Front-end source files:
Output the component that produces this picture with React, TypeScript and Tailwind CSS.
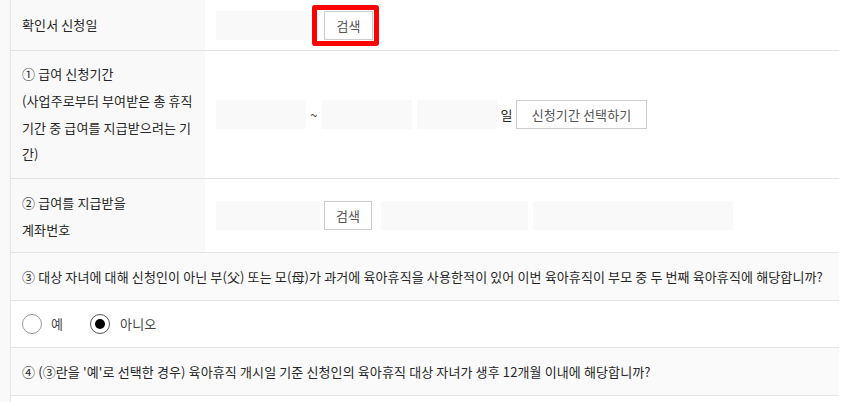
import React from "react";

const font = { fontFamily: '"Noto Sans CJK KR", "Noto Sans", sans-serif' };

function Input({ w }: { w: string }) {
  return <div className={`${w} h-[29px] bg-[#f9f9f9] shrink-0`} />;
}

function Btn({ children, w }: { children: React.ReactNode; w: string }) {
  return (
    <div
      className={`${w} h-[29px] shrink-0 border border-[#cccccc] bg-white text-[#555] text-[13px] flex items-center justify-center`}
    >
      {children}
    </div>
  );
}

export default function App() {
  return (
    <div className="w-[845px] h-[402px] bg-white flex text-[13px] tracking-[0.12px] text-[#262626] overflow-hidden" style={font}>
      <div className="w-[10px] shrink-0 bg-[#f9f9f9]" />
      <div className="w-[829px] shrink-0 border-l border-[#e3e3e3] flex flex-col">
        {/* row 1 */}
        <div className="h-[51px] flex border-b border-[#e3e3e3]">
          <div className="w-[194px] shrink-0 bg-[#f9f9f9] px-[11px] flex items-center">확인서 신청일</div>
          <div className="flex items-center pl-[11px]">
            <Input w="w-[96px]" />
            <div className="relative ml-[12px] mt-[1px]">
              <Btn w="w-[49px]">검색</Btn>
              <div className="absolute left-[-12px] top-[-6px] w-[67px] h-[41px] border-[5px] border-[#ff0000] rounded-[3px]" />
            </div>
          </div>
        </div>
        {/* row 2 */}
        <div className="h-[128px] flex border-b border-[#e3e3e3]">
          <div className="w-[194px] shrink-0 bg-[#f9f9f9] pl-[11px] pr-[8px] flex items-center leading-[26.7px]">
            <div>
              ① 급여 신청기간
              <br />
              (사업주로부터 부여받은 총 휴직 기간 중 급여를 지급받으려는 기간)
            </div>
          </div>
          <div className="flex items-center pl-[11px]">
            <Input w="w-[90px]" />
            <div className="w-[16px] text-center text-[#444]">~</div>
            <Input w="w-[90px]" />
            <div className="ml-[5px]" />
            <Input w="w-[80px]" />
            <div className="w-[19px] text-center">일</div>
            <Btn w="w-[131px]">신청기간 선택하기</Btn>
          </div>
        </div>
        {/* row 3 */}
        <div className="h-[74px] flex border-b border-[#e3e3e3]">
          <div className="w-[194px] shrink-0 bg-[#f9f9f9] px-[11px] flex items-center leading-[27px]">
            <div>
              ② 급여를 지급받을
              <br />
              계좌번호
            </div>
          </div>
          <div className="flex items-center pl-[11px]">
            <Input w="w-[104px]" />
            <div className="ml-[4px]" />
            <Btn w="w-[48px]">검색</Btn>
            <div className="ml-[9px]" />
            <Input w="w-[147px]" />
            <div className="ml-[5px]" />
            <Input w="w-[200px]" />
          </div>
        </div>
        {/* row 4 */}
        <div className="h-[48px] flex items-center bg-[#fafafa] border-b border-[#e3e3e3] px-[11px] whitespace-nowrap">
          ③ 대상 자녀에 대해 신청인이 아닌 부(父) 또는 모(母)가 과거에 육아휴직을 사용한적이 있어 이번 육아휴직이 부모 중 두 번째 육아휴직에 해당합니까?
        </div>
        {/* row 5 */}
        <div className="h-[47px] flex items-center border-b border-[#e3e3e3] px-[11px]">
          <span className="w-[20px] h-[20px] rounded-full border border-[#999] bg-white shrink-0" />
          <span className="ml-[9px] text-[#444]">예</span>
          <span className="ml-[27px] w-[20px] h-[20px] rounded-full border border-[#555] bg-white shrink-0 flex items-center justify-center">
            <span className="w-[10px] h-[10px] rounded-full bg-black" />
          </span>
          <span className="ml-[10px] text-[#444]">아니오</span>
        </div>
        {/* row 6 */}
        <div className="h-[48px] flex items-center bg-[#fafafa] border-b border-[#e3e3e3] px-[11px] whitespace-nowrap">
          ④ (③란을 '예'로 선택한 경우) 육아휴직 개시일 기준 신청인의 육아휴직 대상 자녀가 생후 12개월 이내에 해당합니까?
        </div>
        <div className="flex-1" />
      </div>
    </div>
  );
}
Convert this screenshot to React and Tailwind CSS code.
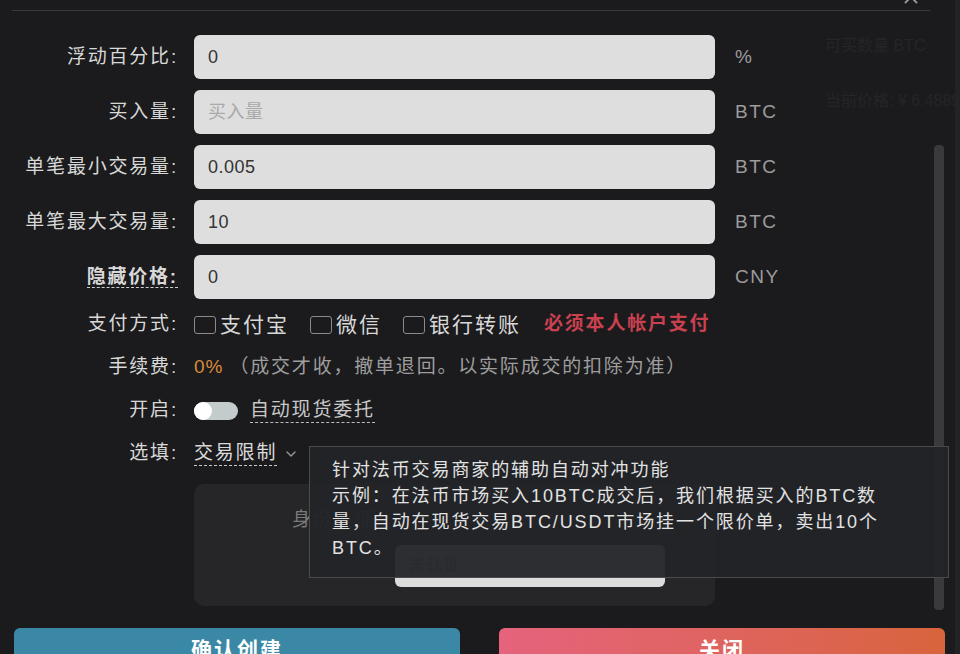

■ To do:
Reproduce the full material exactly, excluding the pictures.

■ The answer:
Output the component that produces this picture with React, TypeScript and Tailwind CSS.
import React from "react";

const font = { fontFamily: '"Noto Sans CJK KR", "Noto Sans", sans-serif' };

function Input({ w }: { w: string }) {
  return <div className={`${w} h-[29px] bg-[#f9f9f9] shrink-0`} />;
}

function Btn({ children, w }: { children: React.ReactNode; w: string }) {
  return (
    <div
      className={`${w} h-[29px] shrink-0 border border-[#cccccc] bg-white text-[#555] text-[13px] flex items-center justify-center`}
    >
      {children}
    </div>
  );
}

export default function App() {
  return (
    <div className="w-[845px] h-[402px] bg-white flex text-[13px] tracking-[0.12px] text-[#262626] overflow-hidden" style={font}>
      <div className="w-[10px] shrink-0 bg-[#f9f9f9]" />
      <div className="w-[829px] shrink-0 border-l border-[#e3e3e3] flex flex-col">
        {/* row 1 */}
        <div className="h-[51px] flex border-b border-[#e3e3e3]">
          <div className="w-[194px] shrink-0 bg-[#f9f9f9] px-[11px] flex items-center">확인서 신청일</div>
          <div className="flex items-center pl-[11px]">
            <Input w="w-[96px]" />
            <div className="relative ml-[12px] mt-[1px]">
              <Btn w="w-[49px]">검색</Btn>
              <div className="absolute left-[-12px] top-[-6px] w-[67px] h-[41px] border-[5px] border-[#ff0000] rounded-[3px]" />
            </div>
          </div>
        </div>
        {/* row 2 */}
        <div className="h-[128px] flex border-b border-[#e3e3e3]">
          <div className="w-[194px] shrink-0 bg-[#f9f9f9] pl-[11px] pr-[8px] flex items-center leading-[26.7px]">
            <div>
              ① 급여 신청기간
              <br />
              (사업주로부터 부여받은 총 휴직 기간 중 급여를 지급받으려는 기간)
            </div>
          </div>
          <div className="flex items-center pl-[11px]">
            <Input w="w-[90px]" />
            <div className="w-[16px] text-center text-[#444]">~</div>
            <Input w="w-[90px]" />
            <div className="ml-[5px]" />
            <Input w="w-[80px]" />
            <div className="w-[19px] text-center">일</div>
            <Btn w="w-[131px]">신청기간 선택하기</Btn>
          </div>
        </div>
        {/* row 3 */}
        <div className="h-[74px] flex border-b border-[#e3e3e3]">
          <div className="w-[194px] shrink-0 bg-[#f9f9f9] px-[11px] flex items-center leading-[27px]">
            <div>
              ② 급여를 지급받을
              <br />
              계좌번호
            </div>
          </div>
          <div className="flex items-center pl-[11px]">
            <Input w="w-[104px]" />
            <div className="ml-[4px]" />
            <Btn w="w-[48px]">검색</Btn>
            <div className="ml-[9px]" />
            <Input w="w-[147px]" />
            <div className="ml-[5px]" />
            <Input w="w-[200px]" />
          </div>
        </div>
        {/* row 4 */}
        <div className="h-[48px] flex items-center bg-[#fafafa] border-b border-[#e3e3e3] px-[11px] whitespace-nowrap">
          ③ 대상 자녀에 대해 신청인이 아닌 부(父) 또는 모(母)가 과거에 육아휴직을 사용한적이 있어 이번 육아휴직이 부모 중 두 번째 육아휴직에 해당합니까?
        </div>
        {/* row 5 */}
        <div className="h-[47px] flex items-center border-b border-[#e3e3e3] px-[11px]">
          <span className="w-[20px] h-[20px] rounded-full border border-[#999] bg-white shrink-0" />
          <span className="ml-[9px] text-[#444]">예</span>
          <span className="ml-[27px] w-[20px] h-[20px] rounded-full border border-[#555] bg-white shrink-0 flex items-center justify-center">
            <span className="w-[10px] h-[10px] rounded-full bg-black" />
          </span>
          <span className="ml-[10px] text-[#444]">아니오</span>
        </div>
        {/* row 6 */}
        <div className="h-[48px] flex items-center bg-[#fafafa] border-b border-[#e3e3e3] px-[11px] whitespace-nowrap">
          ④ (③란을 '예'로 선택한 경우) 육아휴직 개시일 기준 신청인의 육아휴직 대상 자녀가 생후 12개월 이내에 해당합니까?
        </div>
        <div className="flex-1" />
      </div>
    </div>
  );
}
Convert this screenshot to React and Tailwind CSS code.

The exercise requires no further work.